#### EXERCISE REQUIREMENTS:
Below are the entries; count the lines in them that contain the word "Tailwind" and give only the number.
....
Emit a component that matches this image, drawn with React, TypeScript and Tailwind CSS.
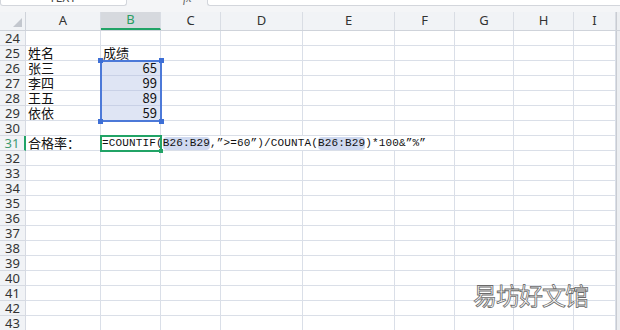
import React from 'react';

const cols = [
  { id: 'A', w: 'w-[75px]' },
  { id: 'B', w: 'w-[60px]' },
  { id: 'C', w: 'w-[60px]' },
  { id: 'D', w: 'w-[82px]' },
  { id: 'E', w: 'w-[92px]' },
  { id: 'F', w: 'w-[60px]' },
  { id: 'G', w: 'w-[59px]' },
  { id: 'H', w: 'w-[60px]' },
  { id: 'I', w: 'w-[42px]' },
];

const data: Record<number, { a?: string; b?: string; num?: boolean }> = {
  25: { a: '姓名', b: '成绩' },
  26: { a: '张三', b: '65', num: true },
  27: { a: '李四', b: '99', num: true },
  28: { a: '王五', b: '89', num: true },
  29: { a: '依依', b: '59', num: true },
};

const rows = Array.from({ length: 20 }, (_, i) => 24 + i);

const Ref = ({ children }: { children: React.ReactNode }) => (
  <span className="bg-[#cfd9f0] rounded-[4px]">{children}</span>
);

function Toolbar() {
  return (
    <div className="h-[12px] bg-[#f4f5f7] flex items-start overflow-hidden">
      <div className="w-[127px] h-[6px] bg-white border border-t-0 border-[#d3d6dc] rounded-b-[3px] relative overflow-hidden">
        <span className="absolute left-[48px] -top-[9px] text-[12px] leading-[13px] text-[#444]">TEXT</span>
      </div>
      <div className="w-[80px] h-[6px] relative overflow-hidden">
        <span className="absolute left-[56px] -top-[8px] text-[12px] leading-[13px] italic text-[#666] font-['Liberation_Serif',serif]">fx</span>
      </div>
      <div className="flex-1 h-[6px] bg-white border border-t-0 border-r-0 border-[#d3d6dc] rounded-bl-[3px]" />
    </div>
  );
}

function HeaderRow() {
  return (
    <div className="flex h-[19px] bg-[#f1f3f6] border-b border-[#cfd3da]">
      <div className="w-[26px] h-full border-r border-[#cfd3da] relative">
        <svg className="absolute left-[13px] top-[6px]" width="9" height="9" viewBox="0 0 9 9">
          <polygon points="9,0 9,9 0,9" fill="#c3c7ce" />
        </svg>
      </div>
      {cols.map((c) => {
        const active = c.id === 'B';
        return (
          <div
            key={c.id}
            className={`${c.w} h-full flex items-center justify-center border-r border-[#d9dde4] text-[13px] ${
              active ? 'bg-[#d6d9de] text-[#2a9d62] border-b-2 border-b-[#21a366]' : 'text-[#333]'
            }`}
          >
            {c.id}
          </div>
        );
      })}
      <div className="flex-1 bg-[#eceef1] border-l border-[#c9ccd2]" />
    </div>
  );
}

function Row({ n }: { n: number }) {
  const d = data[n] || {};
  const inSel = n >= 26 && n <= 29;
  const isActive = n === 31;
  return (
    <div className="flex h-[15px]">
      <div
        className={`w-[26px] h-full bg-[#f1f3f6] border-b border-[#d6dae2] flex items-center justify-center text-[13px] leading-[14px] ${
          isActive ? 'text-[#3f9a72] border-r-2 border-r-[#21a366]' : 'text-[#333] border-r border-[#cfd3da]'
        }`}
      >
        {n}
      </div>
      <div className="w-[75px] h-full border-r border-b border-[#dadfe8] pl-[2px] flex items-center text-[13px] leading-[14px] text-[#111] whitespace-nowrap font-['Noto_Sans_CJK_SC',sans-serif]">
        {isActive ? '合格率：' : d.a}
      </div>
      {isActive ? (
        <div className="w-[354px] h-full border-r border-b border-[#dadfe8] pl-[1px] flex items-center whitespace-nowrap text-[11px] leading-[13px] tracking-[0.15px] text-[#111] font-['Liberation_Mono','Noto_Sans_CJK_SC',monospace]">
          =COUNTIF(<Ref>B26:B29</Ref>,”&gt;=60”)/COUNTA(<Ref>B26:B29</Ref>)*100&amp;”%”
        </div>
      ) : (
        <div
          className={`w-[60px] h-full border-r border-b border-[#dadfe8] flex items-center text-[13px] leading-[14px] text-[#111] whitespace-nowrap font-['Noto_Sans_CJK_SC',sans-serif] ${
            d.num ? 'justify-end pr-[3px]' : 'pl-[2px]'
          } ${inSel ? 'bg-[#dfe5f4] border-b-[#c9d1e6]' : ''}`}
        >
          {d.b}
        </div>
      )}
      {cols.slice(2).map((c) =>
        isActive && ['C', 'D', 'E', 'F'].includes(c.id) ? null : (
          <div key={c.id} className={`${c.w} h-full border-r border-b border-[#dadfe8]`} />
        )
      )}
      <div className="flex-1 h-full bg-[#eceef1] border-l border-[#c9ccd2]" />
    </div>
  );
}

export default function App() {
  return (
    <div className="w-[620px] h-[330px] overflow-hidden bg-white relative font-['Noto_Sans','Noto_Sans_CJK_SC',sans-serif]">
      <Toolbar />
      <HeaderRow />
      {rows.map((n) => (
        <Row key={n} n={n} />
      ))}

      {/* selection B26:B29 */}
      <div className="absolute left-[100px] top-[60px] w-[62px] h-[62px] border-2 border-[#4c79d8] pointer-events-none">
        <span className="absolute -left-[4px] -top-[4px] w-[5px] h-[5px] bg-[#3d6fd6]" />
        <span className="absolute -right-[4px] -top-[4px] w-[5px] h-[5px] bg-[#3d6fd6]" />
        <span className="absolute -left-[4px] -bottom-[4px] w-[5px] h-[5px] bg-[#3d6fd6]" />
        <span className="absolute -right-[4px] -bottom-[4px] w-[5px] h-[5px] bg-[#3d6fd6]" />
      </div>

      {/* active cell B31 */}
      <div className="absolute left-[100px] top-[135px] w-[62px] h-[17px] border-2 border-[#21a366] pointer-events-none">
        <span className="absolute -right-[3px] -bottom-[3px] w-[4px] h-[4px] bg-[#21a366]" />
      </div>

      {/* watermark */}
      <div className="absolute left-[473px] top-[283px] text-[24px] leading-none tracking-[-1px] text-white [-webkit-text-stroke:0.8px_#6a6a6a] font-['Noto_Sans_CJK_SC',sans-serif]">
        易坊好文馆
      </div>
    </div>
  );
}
....
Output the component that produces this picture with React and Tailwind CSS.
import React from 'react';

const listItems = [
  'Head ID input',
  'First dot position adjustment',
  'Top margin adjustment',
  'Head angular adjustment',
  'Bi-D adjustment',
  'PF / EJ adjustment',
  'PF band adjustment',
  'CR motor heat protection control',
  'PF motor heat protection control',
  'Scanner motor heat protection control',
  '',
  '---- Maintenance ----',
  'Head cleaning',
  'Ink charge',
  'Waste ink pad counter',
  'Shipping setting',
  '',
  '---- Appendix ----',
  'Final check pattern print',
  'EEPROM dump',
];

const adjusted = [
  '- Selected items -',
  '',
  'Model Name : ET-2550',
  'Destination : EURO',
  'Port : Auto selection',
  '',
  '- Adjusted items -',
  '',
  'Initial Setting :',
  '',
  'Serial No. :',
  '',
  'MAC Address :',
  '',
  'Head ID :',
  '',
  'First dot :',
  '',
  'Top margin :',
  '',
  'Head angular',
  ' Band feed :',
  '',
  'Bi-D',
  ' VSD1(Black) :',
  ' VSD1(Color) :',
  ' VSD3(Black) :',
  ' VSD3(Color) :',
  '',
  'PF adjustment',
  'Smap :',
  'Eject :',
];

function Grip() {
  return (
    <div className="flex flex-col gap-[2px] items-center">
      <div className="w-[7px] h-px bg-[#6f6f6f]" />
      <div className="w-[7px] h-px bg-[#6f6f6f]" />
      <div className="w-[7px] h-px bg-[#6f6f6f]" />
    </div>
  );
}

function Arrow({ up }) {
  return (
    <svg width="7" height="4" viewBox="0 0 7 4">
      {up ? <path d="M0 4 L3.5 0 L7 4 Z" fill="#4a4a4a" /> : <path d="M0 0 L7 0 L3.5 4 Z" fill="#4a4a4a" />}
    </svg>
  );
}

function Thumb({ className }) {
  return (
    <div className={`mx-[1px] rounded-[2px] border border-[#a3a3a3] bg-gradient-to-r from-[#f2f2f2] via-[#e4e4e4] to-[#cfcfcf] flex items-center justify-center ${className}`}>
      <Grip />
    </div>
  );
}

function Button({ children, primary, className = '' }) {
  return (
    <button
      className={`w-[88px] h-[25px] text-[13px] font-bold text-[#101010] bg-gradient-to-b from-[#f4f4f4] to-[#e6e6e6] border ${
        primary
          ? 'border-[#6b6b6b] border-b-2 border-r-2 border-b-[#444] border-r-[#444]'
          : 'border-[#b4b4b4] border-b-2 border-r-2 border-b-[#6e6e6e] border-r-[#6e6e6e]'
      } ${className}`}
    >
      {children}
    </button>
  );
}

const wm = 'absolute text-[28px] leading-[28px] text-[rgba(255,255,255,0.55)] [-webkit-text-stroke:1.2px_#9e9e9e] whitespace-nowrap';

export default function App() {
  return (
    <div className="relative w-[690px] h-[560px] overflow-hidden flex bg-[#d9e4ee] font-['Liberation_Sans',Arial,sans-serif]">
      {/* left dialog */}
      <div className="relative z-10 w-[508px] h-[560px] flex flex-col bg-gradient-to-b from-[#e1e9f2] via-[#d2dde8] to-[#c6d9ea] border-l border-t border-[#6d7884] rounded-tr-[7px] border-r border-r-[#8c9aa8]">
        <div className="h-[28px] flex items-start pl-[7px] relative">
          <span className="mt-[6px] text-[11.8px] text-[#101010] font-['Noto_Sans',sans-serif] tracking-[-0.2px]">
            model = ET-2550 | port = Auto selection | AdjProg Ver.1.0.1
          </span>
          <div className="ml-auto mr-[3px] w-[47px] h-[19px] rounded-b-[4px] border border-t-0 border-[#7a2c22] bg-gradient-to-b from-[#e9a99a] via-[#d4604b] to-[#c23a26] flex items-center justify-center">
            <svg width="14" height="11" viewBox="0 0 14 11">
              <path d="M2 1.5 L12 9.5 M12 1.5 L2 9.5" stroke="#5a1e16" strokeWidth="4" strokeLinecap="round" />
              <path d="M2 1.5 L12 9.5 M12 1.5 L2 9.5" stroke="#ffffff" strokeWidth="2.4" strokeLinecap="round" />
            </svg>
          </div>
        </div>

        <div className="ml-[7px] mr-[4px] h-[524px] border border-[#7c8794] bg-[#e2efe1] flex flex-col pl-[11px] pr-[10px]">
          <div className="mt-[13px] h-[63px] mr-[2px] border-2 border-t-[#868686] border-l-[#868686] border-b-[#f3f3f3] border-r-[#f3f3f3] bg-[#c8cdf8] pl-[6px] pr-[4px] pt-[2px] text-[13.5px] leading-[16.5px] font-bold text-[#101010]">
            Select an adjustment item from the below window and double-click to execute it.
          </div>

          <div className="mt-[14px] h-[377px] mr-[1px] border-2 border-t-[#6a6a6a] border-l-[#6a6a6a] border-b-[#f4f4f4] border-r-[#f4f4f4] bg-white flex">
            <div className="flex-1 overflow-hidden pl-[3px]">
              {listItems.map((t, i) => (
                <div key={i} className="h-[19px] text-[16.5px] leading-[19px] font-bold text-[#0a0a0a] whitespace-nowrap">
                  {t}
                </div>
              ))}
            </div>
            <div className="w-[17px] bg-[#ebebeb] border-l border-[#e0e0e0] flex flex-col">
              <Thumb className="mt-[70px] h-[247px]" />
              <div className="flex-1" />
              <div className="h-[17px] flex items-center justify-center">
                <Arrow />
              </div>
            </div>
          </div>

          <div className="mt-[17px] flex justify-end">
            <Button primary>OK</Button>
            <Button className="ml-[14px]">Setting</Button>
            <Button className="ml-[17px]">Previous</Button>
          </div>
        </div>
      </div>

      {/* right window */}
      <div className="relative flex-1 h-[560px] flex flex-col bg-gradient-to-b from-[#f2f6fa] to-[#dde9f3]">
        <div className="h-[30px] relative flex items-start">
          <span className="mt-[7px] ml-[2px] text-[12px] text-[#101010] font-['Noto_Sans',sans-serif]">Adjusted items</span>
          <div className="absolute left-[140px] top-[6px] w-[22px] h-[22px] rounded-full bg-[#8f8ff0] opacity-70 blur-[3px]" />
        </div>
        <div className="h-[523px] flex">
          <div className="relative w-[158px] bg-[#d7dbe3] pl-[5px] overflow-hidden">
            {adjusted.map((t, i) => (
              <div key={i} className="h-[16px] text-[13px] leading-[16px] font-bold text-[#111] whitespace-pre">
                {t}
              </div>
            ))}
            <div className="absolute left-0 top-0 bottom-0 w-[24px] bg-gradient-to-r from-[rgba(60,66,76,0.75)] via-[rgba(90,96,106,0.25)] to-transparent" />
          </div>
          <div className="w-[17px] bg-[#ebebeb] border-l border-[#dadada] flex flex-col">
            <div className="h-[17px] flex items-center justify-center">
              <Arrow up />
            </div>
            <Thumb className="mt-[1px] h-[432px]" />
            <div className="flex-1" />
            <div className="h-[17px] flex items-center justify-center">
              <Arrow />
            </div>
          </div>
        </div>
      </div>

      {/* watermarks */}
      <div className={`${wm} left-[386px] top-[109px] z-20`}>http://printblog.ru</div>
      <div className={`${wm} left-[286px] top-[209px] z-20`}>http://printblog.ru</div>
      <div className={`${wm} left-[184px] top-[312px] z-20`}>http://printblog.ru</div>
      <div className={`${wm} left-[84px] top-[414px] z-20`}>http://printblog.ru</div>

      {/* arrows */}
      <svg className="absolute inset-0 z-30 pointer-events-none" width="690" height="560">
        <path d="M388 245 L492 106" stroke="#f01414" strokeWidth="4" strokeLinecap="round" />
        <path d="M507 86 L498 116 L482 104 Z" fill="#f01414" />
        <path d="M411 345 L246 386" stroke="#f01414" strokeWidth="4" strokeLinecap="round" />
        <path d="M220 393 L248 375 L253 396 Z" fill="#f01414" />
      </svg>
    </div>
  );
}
....
#### ANSWER FOR THIS EXERCISE:
2